Former Urbana University president, Kirk Peterson, who is credited with helping negotiate a deal to keep the university operating is one of two finalists to be the superintendent of Triad Local School District. Christopher Piper, a principal at Jonathan Alder Junior High in Plain City is the other candidate. Board members could make their decision this week. Peterson was credited with helping lead negotiations that led to an acquisition by Franklin University in Columbus. Urbana University was facing serious financial problems and the agreement allows the 164-year old university to remain open. Piper attended Wright State University obtaining a Bachelors and a Master’s Degree in education leadership and administration.

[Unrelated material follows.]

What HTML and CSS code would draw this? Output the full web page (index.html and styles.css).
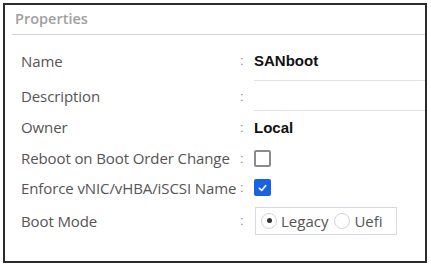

The Ohio Department of Transportation is providing some tips for when motorists hit the highways during this summer! ODOT Director Jerry Wray says, “We do everything we can to keep motorists safe, especially in work zones, but motorists have a responsibility to do everything they can to keep our families and our workers safe this summer as well – stay alert, buckle up, eliminate distractions, put down the cell phones, drive sober and allow plenty of time to arrive at your destination.” Ohio has a new Move Over law that now requires drivers to move over one lane when passing by any vehicle with flashing or rotating lights parked on the roadside. They say following too closely is the leading cause of crashes in Ohio and remember to obey reduced speed limits. Fines will be doubled in work zones for speeders. Seatbelts are the most effective safety feature and help to save many lives. You can also get up-to-date information on traffic flow, construction and weather conditions by going on-line to: www.OhGo.com.

Be prepared, because the National Weather Service is calling for a 50 percent chance for some rain showers and thunderstorms tonight with lows dipping to 70. The possibility for precipitation goes up to 60 percent for Thursday and for Friday. Temperatures will cool some tomorrow with highs predicted around 84 and overnight lows at 67. Saturday and Sunday should be sunny with highs near 82 throughout the weekend and lows will be at 65 both nights.